He tomado café con mi papá dos o tres veces desde que murió. Antes era a medio día, ahora es a media noche cuando estoy quedándome dormida. Platico con él, ha venido a verme. Me ha contado cosas que no sabía y me ha encargado otras. Hemos discutido un poco, se ha dado cuenta (¡al fin!) de que no soy tan inteligente e independiente como él lo pensaba. Se está percatando de que todavía lo necesito.
Hemos aprendido ambos a tratarnos como personas normales. De niña lo veía como el papá perfecto, como el gran héroe, luego me di cuenta, poco a poco, de cosas que no me gustaban nada, pero a pesar de todo… él intentaba ser la mejor persona que podía en el día que le tocaba. Mi papá no es perfecto, me lo dije a mí misma varias veces llena de tristeza. Ahora me lo repito como mensaje de paz: mi papá no era perfecto, gracias a Dios…
Entendí que querer al progenitor como el ser sin equivocaciones es la llave de dos grandes torturas: la ceguera y la decepción. Lo mismo aplica para las mamás: el espejismo de la madre inmaculada y sin defectos de fábrica es tierra fértil para la toxicidad.
Ahora que no está en la tierra y sólo pertenece al mundo de los sueños le pregunto cómo debo hacerle para corregir las heridas de sus decisiones; he podido explicarle el dolor y la frustración que me causaron sus caminos empedrados. El me decía que todo estaba bien, me vendía la ilusión de que transitábamos por una carretera de alta velocidad, mientras yo me tropezaba con los topes.

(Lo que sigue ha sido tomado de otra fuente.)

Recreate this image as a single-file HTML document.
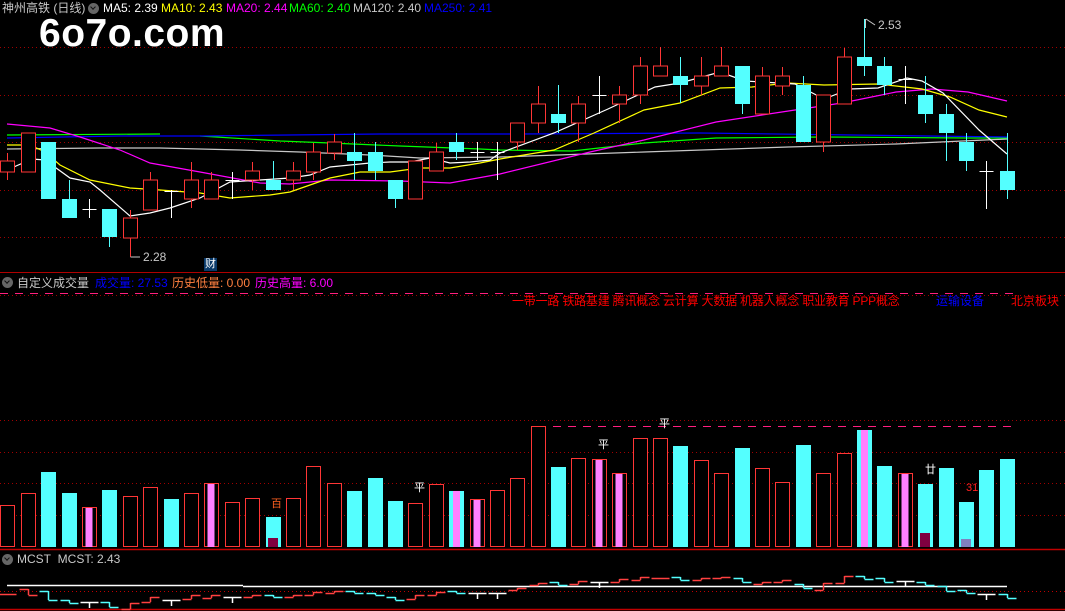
<!DOCTYPE html>
<html><head><meta charset="utf-8">
<style>
html,body{margin:0;padding:0;background:#000;width:1065px;height:611px;overflow:hidden}
body{position:relative;font-family:"Liberation Sans","Noto Sans CJK SC",sans-serif}
.t{position:absolute;font-size:12px;white-space:nowrap;line-height:14px}
svg{position:absolute;left:0;top:0}
.ic{position:absolute;width:11px;height:11px;border-radius:50%;background:#666}
.ic:after{content:"";position:absolute;left:3px;top:2px;width:3px;height:3px;border-right:1.5px solid #111;border-bottom:1.5px solid #111;transform:rotate(45deg)}
</style></head><body>
<svg id="s" width="1065" height="611" xmlns="http://www.w3.org/2000/svg"></svg>

<div class="t" style="left:2px;top:1px;color:#c8c8c8;font-size:12px">神州高铁 (日线)</div>
<div class="ic" style="left:88px;top:3px"></div>
<div class="t" style="left:103px;top:1px;color:#fff">MA5: 2.39</div>
<div class="t" style="left:161px;top:1px;color:#ffff00">MA10: 2.43</div>
<div class="t" style="left:226px;top:1px;color:#ff00ff">MA20: 2.44</div>
<div class="t" style="left:289px;top:1px;color:#00ff00">MA60: 2.40</div>
<div class="t" style="left:353px;top:1px;color:#c8c8c8">MA120: 2.40</div>
<div class="t" style="left:424px;top:1px;color:#0000ff">MA250: 2.41</div>
<div class="t" style="left:39px;top:12px;color:#fff;font-size:39px;line-height:44px;font-weight:bold;letter-spacing:0.5px">6o7o.com</div>

<div class="t" style="left:143px;top:250px;color:#c8c8c8;font-size:12px">2.28</div>
<div class="t" style="left:878px;top:18px;color:#c8c8c8;font-size:12px">2.53</div>
<div class="t" style="left:204px;top:258px;color:#fff;background:#0a3a6a;font-size:11px;line-height:13px;padding:0 1px">财</div>

<div class="ic" style="left:2px;top:277px"></div>
<div class="t" style="left:17px;top:276px;color:#c8c8c8">自定义成交量</div>
<div class="t" style="left:95px;top:276px;color:#0000ff">成交量: 27.53</div>
<div class="t" style="left:172px;top:276px;color:#ff8040">历史低量: 0.00</div>
<div class="t" style="left:255px;top:276px;color:#ff00ff">历史高量: 6.00</div>

<div class="t" style="left:512px;top:294px;color:#ff0000;font-size:12px;letter-spacing:-0.2px">一带一路 铁路基建 腾讯概念 云计算 大数据 机器人概念 职业教育 PPP概念</div>
<div class="t" style="left:936px;top:294px;color:#0000ff;font-size:12px">运输设备</div>
<div class="t" style="left:1011px;top:294px;color:#ff0000;font-size:12px">北京板块</div>

<div class="t" style="left:271px;top:497px;color:#ff6020;font-size:11px">百</div>
<div class="t" style="left:414px;top:481px;color:#fff;font-size:11px">平</div>
<div class="t" style="left:598px;top:438px;color:#fff;font-size:11px">平</div>
<div class="t" style="left:659px;top:417px;color:#fff;font-size:11px">平</div>
<div class="t" style="left:925px;top:463px;color:#fff;font-size:11px">廿</div>
<div class="t" style="left:966px;top:481px;color:#ff2020;font-size:11px">31</div>

<div class="ic" style="left:2px;top:554px"></div>
<div class="t" style="left:17px;top:552px;color:#c8c8c8">MCST&nbsp; MCST: 2.43</div>

<script>
var S=document.getElementById('s'),h='';
function L(x1,y1,x2,y2,c,w,d){h+='<line x1="'+x1+'" y1="'+y1+'" x2="'+x2+'" y2="'+y2+'" stroke="'+c+'" stroke-width="'+(w||1)+'"'+(d?' stroke-dasharray="'+d+'"':'')+'/>';}
function R(x,y,w,hh,f,s){h+='<rect x="'+x+'" y="'+y+'" width="'+w+'" height="'+hh+'" fill="'+(f||'none')+'"'+(s?' stroke="'+s+'"':'')+'/>';}
function P(pts,c){h+='<polyline fill="none" stroke="'+c+'" stroke-width="1.2" points="'+pts+'"/>';}
var RED='#ff3636',CY='#54ffff';
[47,95,142,190,237].forEach(function(y){L(0,y+.5,1065,y+.5,'#a00000',1,'1 3');});
L(0,272.5,1065,272.5,'#b00000',1);
L(0,293.5,1015,293.5,'#ff2080',1,'8 7');L(0,295.5,1065,295.5,'#a00000',1,'1 3');
[420,452,483,515].forEach(function(y){L(0,y+.5,1065,y+.5,'#a00000',1,'1 3');});
L(553,426.5,1015,426.5,'#ff2080',1,'8 7');
L(0,549.5,1065,549.5,'#c00000',1.5);
L(0,591.5,1065,591.5,'#c00000',1,'1 3');
L(0,609.5,1065,609.5,'#c00000',1.5);
P('7,149 100,148 160,148 240,150 300,152 370,155 420,158 500,157 644,152 788,147 896,144 1007,139','#c8c8c8');
P('7,135 160,134','#00ff00');P('200,136 280,141 330,143 400,146 480,149 500,150 572,151 644,143 716,138 824,137 968,138 1007,138','#00ff00');
P('7,138 120,136 200,136 380,134 520,134 700,133 1007,137','#0000ff');
P('7,124 50,128 80,137 120,150 150,163 200,172 260,183 290,184 330,180 400,181 450,183 500,174 590,152 644,140 716,122 795,110 842,103 896,92 932,89 968,92 1007,101','#ff00ff');
P('7,145 30,145 45,152 60,165 90,180 130,188 160,190 200,193 230,198 270,195 290,192 310,185 330,178 360,172 390,172 420,168 450,168 480,163 500,159 554,150 594,133 644,110 680,103 720,88 752,87 788,83 824,85 878,84 896,86 922,89 950,97 979,110 1007,117','#ffff00');
P('7,170 32,159 45,160 70,178 90,182 100,190 130,216 150,213 170,208 200,198 230,182 260,180 290,178 310,175 330,167 350,165 370,163 390,162 410,162 430,158 450,163 470,162 490,160 500,153 554,133 608,109 655,87 680,83 720,72 745,81 795,84 824,99 850,89 878,88 907,78 922,81 943,93 979,130 1007,154','#ffffff');
var C=[['r',161,172,153,180],['r',133,172,133,172],['c',142,199,142,199],['c',199,218,180,218],['w',209,209,199,218],['c',209,237,209,247],['r',218,238,210,257],['r',180,210,172,210],['w',191,191,190,218],['r',180,199,162,208],['r',180,199,172,199],['w',180,180,172,199],['r',171,180,162,190],['c',180,190,161,190],['r',171,180,162,190],['r',152,172,143,180],['r',142,153,134,160],['c',152,161,133,180],['c',152,171,142,180],['c',180,199,180,208],['r',161,199,161,199],['r',152,171,143,171],['c',142,152,133,160],['w',152,152,142,160],['w',152,152,142,180],['r',123,142,123,150],['r',104,123,86,133],['c',114,123,85,133],['r',104,123,96,142],['w',95,95,76,114],['r',95,104,86,123],['r',66,95,57,104],['r',66,76,47,76],['c',76,85,57,103],['r',76,86,57,95],['r',66,76,47,76],['c',66,104,66,114],['r',76,114,67,114],['r',76,86,67,95],['c',85,142,76,142],['r',95,142,95,152],['r',57,104,48,104],['c',57,66,19,76],['c',66,85,57,95],['w',79,79,66,104],['c',95,114,76,123],['c',114,133,104,161],['c',142,161,133,171],['w',171,171,161,209],['c',171,190,133,199]];
function cx(i){return 7.3+i*20.4;}
C.forEach(function(c,i){var x=Math.round(cx(i))+.5;var col=c[0]=='r'?RED:c[0]=='c'?CY:'#fff';
 L(x,c[3],x,c[4],col,1);
 if(c[0]=='w'){L(x-7,c[1]+.5,x+7,c[1]+.5,'#fff',1);}
 else if(c[0]=='r'){R(x-7,c[1],14,c[2]-c[1],'#000',RED);}
 else R(x-7.5,c[1],15,c[2]-c[1],CY);
});
L(130.5,257,140,257,'#c8c8c8',1);
L(865.5,19,865.5,28,'#c8c8c8');L(866,19,875,25,'#c8c8c8');
var V=[['r',505],['r',493],['c',472],['c',493],['p',507],['c',490],['r',496],['r',487],['c',499],['r',493],['p',483],['r',502],['r',498],['m',517],['r',498],['r',466],['r',483],['c',491],['c',478],['c',501],['r',503],['r',484],['q',491],['p',499],['r',490],['r',478],['r',426],['c',467],['r',458],['p',459],['p',473],['r',438],['r',438],['c',446],['r',460],['r',473],['c',448],['r',468],['r',482],['c',445],['r',473],['r',453],['q',430],['c',466],['p',473],['m',484],['c',468],['n',502],['c',470],['c',459]];
var B=546;
V.forEach(function(v,i){var x=Math.round(cx(i))-7;var t=v[1];
 if(v[0]=='r'||v[0]=='p'){R(x+.5,t+.5,14,B-t,'#000',RED);if(v[0]=='p')R(x+3.5,t+1,7,B-t,'#ff80ff');}
 else{R(x,t,15,B-t+1,CY);if(v[0]=='q')R(x+4,t,7,B-t+1,'#ff80ff');if(v[0]=='m')R(x+2,i<20?538:533,10,B-(i<20?538:533)+1,'#800040');if(v[0]=='n')R(x+2,539,10,8,'#8080c0');}
});
L(7,585.5,243,585.5,'#fff',1.5);L(243,586.5,1007,586.5,'#fff',1.5);
var M=[['r',594,594],['r',589,595],['c',591,600],['c',600,603],['w',602,602],['c',602,607],['r',609,603],['r',602,597],['w',600,600],['r',599,595],['r',598,595],['w',597,597],['r',597,595],['c',595,597],['r',597,595],['r',595,592],['r',593,591],['c',591,593],['c',593,595],['c',597,600],['r',599,595],['r',595,592],['c',591,593],['w',593,593],['w',593,593],['r',590,588],['r',585,583],['c',582,585],['r',584,581],['w',582,582],['r',582,579],['r',580,577],['r',578,578],['c',577,580],['r',580,578],['r',578,577],['c',578,582],['r',584,582],['r',582,580],['c',584,588],['r',590,583],['r',583,576],['c',576,579],['c',578,582],['w',581,581],['c',582,585],['c',586,591],['c',590,593],['w',594,594],['c',594,598]];
M.forEach(function(m,i){var x=Math.round(cx(i))+.5;var col=m[0]=='r'?'#ff4040':m[0]=='c'?CY:'#fff';
 if(m[0]=='w'){L(x-9,m[1]+.5,x+9,m[1]+.5,col,1.5);L(x,m[1],x,m[1]+6,col,1.5);}
 else{L(x-9,m[1]+.5,x,m[1]+.5,col,1.5);L(x,m[1],x,m[2],col,1.5);L(x,m[2]+.5,x+9,m[2]+.5,col,1.5);}
});
S.innerHTML=h;
</script>
</body></html>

Me enseñó a ver la vida positiva, eso se lo agradezco. Me enseñó el ejemplo de lo que no se debe hacer en diversas circunstancias, y está bien porque también me dio muchas referencias de lo que sí es correcto. Aún así, cuando uno se enreda arreglando el pasado para poder desenredar los nudos y dejar que el agua fluya, es imposible que todo salga a la primera: “¿por qué hiciste esto o el otro?”, le he preguntado demasiadas veces. Su imagen se queda en silencio, ya no quiero que me lo explique, ya sólo quiero entenderlo por mí misma para no llevar conmigo los mismos demonios, los mismos nudos, los mismos asuntos sin resolver.
Lo veo de cerca, lo recuerdo ahora mismo, me encuentro con la misma mirada que se ocultaba detrás de sus lentes de marco negro. Son los mismos ojos que nunca lloraban hacia fuera pero que se derramaban por dentro. Sé que lloraba, sé que tenía miedo, sé que era una persona normal que deseaba parecer grande ante mi pequeñez. Ahora le quito el sombrero, le acaricio la cabeza sin pelo y le digo: quédate en paz, voy a hacerme cargo de lo me dejaste en la tierra, sólo que ahora me toca hacerlo a mi manera.
Andi, este es de los textos más hermosos que he leído, tan valiente, tan sincero, tan amoroso, tan así como tú. Me gustó muchísimo y me conmovió profundamente, realmente amamos al mismo padre y te agradezco cada palabra que escribiste. Eres un magnífico legado de nuestro apá al mundo.